8.14. Can I foil S/W pirates by encrypting my CD-ROM?

 Someone will frequently express the desire to publish a CD-ROM with
 possibly multiple pieces of software, perhaps with each encrypted
 separately, and will want to use different keys for each user (perhaps
 even good for only a limited period of time) in order to avoid piracy.

 As far as we know, this is impossible, since there is nothing in standard
 PC or workstation hardware which uniquely identifies the user at the
 keyboard. If there were such an identification, then the CD-ROM could be
 encrypted with a key based in part on the one sold to the user and in
 part on the unique identifier. However, in this case the CD-ROM is one
 of a kind and that defeats the intended purpose.

 If the CD-ROM is to be encrypted once and then mass produced, there must
 be a key (or set of keys) for that encryption produced at some stage in
 the process. That key is useable with any copy of the CD-ROM's data.
 The pirate needs only to isolate that key and sell it along with the
 illegal copy.

8.15. Can you do automatic cryptanalysis of simple ciphers?

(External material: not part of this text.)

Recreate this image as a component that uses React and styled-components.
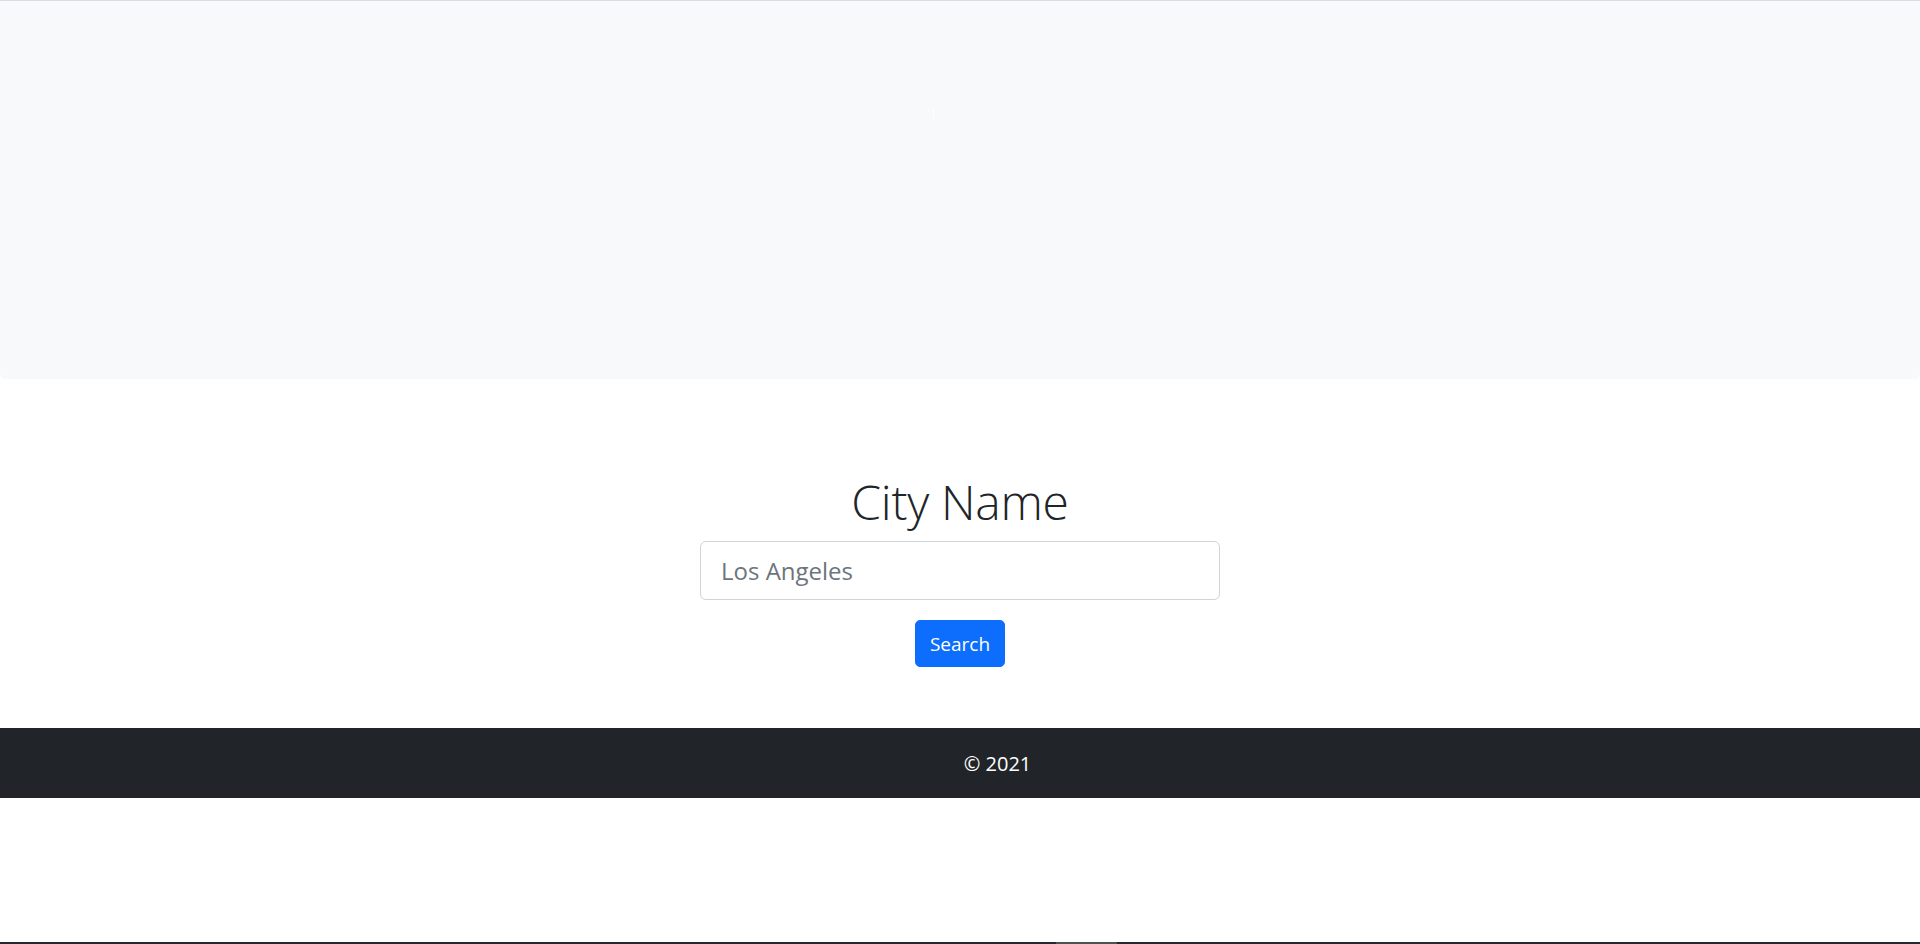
import React from "react";
import styled, { createGlobalStyle } from "styled-components";

const GlobalStyle = createGlobalStyle`
  html, body {
    margin: 0;
    padding: 0;
    background: #ffffff;
  }
  body {
    font-family: "Open Sans", "Noto Sans", "Liberation Sans", sans-serif;
    color: #212529;
    -webkit-font-smoothing: antialiased;
  }
  *, *::before, *::after { box-sizing: border-box; }
`;

const Page = styled.div`
  min-height: 100vh;
  display: flex;
  flex-direction: column;
`;

const TopRule = styled.div`
  height: 1px;
  background: #d9dce0;
`;

const Hero = styled.header`
  height: 378px;
  background: #f8f9fa;
  border-radius: 0 0 6px 6px;
  display: flex;
  flex-direction: column;
`;

const Caret = styled.span`
  display: block;
  width: 1px;
  height: 9px;
  margin: 108px 0 0 933px;
  background: #ffffff;
`;

const Main = styled.main`
  display: flex;
  flex-direction: column;
  align-items: center;
  padding: 93px 0 61px;
`;

const Title = styled.h1`
  margin: 0 0 9px;
  font-size: 48px;
  line-height: 60px;
  font-weight: 300;
  color: #212529;
  letter-spacing: -0.3px;
`;

const SearchForm = styled.form`
  display: flex;
  flex-direction: column;
  align-items: center;
  gap: 20px;
`;

const CityInput = styled.input`
  width: 520px;
  height: 59px;
  padding: 0 20px;
  border: 1px solid #ced4da;
  border-radius: 6px;
  background: #ffffff;
  font-family: inherit;
  font-size: 24px;
  color: #212529;
  outline: none;
  &::placeholder {
    color: #6c757d;
    opacity: 1;
  }
`;

const SearchButton = styled.button`
  height: 47px;
  padding: 0 14px;
  border: 1px solid #0d6efd;
  border-radius: 5px;
  background: #0d6efd;
  color: #ffffff;
  font-family: inherit;
  font-size: 19px;
  cursor: pointer;
`;

const Footer = styled.footer`
  height: 70px;
  padding-left: 75px;
  background: #212529;
  color: #ffffff;
  display: flex;
  align-items: center;
  justify-content: center;
  font-size: 20px;
`;

const Spacer = styled.div`
  flex: 1;
`;

const Taskbar = styled.div`
  height: 2px;
  display: flex;
`;

const TaskSegment = styled.div`
  height: 100%;
  flex: ${(p) => (p.$width ? `0 0 ${p.$width}px` : "1")};
  background: ${(p) => p.$color};
`;

export default function App() {
  return (
    <>
      <GlobalStyle />
      <Page>
        <TopRule />
        <Hero>
          <Caret />
        </Hero>
        <Main>
          <Title>City Name</Title>
          <SearchForm onSubmit={(e) => e.preventDefault()}>
            <CityInput type="text" placeholder="Los Angeles" />
            <SearchButton type="submit">Search</SearchButton>
          </SearchForm>
        </Main>
        <Footer>© 2021</Footer>
        <Spacer />
        <Taskbar>
          <TaskSegment $width={1056} $color="#212a2f" />
          <TaskSegment $width={61} $color="#4a5553" />
          <TaskSegment $color="#212a2f" />
        </Taskbar>
      </Page>
    </>
  );
}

 Certainly. For commercial products you can try AccessData; see
 question 8.1. We are not aware of any FTP sites for such software,
 but there are many papers on the subject. See [PEL79], [LUC88],
 [CAR86], [CAR87], [KOC87], [KOC88], [KIN92], [KIN93], [SPI93].

8.16. What is the coding system used by VCR+?

 One very frequently asked question in sci.crypt is how the VCR+ codes
 work. The codes are used to program a VCR based on numerical input.
 See [SHI92] for an attempt to describe it.